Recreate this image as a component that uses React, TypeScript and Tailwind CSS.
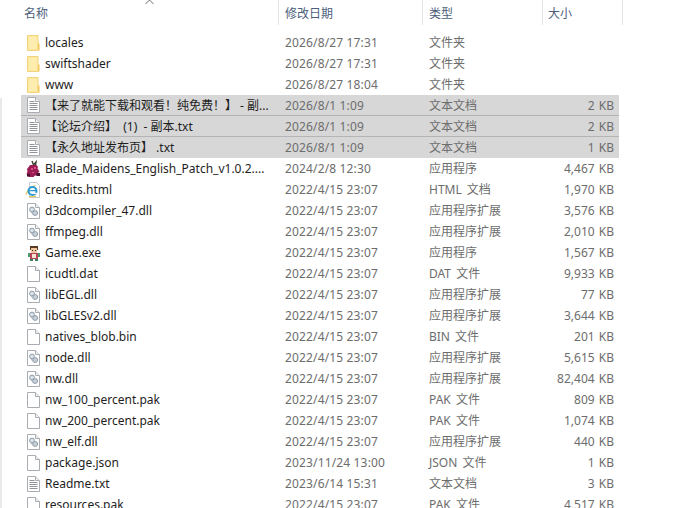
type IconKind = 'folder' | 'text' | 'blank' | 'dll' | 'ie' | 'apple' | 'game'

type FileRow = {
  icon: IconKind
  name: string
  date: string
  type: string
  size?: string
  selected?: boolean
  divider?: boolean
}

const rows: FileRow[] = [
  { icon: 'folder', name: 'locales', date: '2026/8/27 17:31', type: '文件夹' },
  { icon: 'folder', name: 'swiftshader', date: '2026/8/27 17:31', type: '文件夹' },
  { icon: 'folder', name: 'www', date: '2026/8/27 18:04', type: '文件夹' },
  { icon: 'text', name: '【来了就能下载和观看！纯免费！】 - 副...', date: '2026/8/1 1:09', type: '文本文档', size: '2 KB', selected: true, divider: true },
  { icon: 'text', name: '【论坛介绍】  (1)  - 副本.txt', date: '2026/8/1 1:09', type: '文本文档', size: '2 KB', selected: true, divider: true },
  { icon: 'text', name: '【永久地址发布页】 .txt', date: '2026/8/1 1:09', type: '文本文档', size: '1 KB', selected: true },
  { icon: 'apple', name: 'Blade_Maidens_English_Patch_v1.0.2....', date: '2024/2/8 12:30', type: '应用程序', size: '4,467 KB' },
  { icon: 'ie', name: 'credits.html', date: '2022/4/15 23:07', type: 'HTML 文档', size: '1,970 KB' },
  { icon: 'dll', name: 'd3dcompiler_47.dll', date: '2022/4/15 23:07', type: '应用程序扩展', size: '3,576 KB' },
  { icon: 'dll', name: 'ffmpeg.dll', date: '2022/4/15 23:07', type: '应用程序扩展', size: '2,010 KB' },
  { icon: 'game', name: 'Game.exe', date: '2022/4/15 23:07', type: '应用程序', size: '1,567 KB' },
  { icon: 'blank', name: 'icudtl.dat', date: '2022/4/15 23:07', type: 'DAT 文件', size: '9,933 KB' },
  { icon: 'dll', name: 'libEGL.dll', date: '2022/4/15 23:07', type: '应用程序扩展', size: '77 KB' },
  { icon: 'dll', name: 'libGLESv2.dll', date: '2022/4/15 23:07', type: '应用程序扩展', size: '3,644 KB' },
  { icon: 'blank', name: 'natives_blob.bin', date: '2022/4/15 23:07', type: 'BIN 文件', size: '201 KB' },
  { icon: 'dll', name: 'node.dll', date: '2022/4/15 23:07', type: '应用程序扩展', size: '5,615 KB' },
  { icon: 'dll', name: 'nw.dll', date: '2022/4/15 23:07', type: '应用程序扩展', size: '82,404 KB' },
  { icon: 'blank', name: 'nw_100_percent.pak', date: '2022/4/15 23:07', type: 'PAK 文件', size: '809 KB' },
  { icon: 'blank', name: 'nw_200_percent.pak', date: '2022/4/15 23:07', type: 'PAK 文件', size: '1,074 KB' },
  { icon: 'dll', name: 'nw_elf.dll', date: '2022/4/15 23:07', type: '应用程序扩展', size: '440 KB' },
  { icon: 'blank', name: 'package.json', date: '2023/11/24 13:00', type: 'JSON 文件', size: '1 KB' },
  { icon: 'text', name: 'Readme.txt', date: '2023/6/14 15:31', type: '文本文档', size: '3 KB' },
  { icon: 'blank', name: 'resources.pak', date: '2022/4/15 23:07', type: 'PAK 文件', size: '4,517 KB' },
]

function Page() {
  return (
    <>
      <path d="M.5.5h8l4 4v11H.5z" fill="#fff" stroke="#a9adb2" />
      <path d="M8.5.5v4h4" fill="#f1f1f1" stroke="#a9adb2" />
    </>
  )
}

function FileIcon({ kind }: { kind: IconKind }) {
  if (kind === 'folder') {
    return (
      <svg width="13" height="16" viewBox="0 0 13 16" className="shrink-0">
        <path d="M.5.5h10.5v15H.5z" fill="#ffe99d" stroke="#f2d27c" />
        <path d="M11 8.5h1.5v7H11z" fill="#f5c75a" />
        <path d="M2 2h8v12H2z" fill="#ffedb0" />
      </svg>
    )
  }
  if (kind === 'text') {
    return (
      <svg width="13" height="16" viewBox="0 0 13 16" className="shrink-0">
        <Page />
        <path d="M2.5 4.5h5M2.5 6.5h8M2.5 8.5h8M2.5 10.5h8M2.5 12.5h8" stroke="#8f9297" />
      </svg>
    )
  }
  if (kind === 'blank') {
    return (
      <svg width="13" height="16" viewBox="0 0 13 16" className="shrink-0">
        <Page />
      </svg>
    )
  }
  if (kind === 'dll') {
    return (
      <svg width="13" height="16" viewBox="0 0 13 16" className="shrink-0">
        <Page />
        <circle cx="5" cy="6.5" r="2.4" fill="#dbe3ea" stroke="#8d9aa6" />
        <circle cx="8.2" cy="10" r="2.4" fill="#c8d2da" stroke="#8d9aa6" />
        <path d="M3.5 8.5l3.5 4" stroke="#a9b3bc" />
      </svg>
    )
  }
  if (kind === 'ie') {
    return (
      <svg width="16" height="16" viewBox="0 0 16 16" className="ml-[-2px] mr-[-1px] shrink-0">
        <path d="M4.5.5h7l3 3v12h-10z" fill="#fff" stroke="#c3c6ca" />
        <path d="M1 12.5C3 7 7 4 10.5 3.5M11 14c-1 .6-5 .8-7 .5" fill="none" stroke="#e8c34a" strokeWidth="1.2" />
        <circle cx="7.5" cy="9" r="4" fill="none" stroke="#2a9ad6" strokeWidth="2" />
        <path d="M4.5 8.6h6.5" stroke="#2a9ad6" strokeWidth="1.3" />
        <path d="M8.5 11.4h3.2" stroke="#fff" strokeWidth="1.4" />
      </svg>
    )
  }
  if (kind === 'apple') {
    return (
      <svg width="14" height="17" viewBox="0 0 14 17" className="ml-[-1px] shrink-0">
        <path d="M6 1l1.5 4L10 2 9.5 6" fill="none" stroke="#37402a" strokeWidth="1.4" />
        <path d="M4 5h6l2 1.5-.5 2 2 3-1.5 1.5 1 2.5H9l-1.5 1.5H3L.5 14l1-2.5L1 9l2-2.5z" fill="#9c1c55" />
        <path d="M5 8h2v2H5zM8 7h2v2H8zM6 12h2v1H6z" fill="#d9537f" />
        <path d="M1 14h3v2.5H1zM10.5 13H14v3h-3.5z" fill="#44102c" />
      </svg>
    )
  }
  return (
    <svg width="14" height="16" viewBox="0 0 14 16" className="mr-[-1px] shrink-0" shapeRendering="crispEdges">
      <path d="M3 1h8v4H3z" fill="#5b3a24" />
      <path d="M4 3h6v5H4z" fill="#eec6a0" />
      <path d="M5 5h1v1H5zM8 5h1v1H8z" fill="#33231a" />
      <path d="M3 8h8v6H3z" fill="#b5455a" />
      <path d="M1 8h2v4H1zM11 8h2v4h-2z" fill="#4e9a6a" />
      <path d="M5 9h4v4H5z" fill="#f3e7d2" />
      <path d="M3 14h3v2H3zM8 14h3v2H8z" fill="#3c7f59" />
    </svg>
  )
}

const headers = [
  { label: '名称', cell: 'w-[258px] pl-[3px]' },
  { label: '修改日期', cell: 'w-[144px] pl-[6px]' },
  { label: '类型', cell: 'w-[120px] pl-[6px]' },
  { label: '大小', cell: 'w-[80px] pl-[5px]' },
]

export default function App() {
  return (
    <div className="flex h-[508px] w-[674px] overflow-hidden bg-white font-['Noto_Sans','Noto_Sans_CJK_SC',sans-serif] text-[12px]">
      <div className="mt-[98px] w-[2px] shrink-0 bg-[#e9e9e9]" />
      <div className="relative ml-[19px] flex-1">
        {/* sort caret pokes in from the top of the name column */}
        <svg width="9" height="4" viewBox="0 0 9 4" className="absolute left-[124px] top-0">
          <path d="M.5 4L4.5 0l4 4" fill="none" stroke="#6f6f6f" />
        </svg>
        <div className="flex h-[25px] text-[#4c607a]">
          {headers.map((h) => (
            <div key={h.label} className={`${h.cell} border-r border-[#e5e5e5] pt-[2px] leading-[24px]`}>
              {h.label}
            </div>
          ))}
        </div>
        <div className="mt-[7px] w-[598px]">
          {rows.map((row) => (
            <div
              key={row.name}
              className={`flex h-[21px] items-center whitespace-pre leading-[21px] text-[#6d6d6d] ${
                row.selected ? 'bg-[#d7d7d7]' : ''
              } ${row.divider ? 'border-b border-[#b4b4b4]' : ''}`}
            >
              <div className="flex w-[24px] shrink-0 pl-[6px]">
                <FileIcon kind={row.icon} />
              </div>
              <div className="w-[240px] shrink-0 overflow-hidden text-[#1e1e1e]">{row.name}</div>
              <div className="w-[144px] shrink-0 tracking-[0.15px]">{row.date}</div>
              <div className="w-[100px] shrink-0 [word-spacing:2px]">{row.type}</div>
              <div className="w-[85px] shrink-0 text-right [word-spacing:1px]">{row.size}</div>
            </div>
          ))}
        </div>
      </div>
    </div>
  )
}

■ ■ ■ ■

**Goal**: Skip every picture and return the lines above from the top through the one that contains "type IconKind = 'folder'".

**Problem solution**:
Recreate this image as a component that uses React, TypeScript and Tailwind CSS.
type IconKind = 'folder' | 'text' | 'blank' | 'dll' | 'ie' | 'apple' | 'game'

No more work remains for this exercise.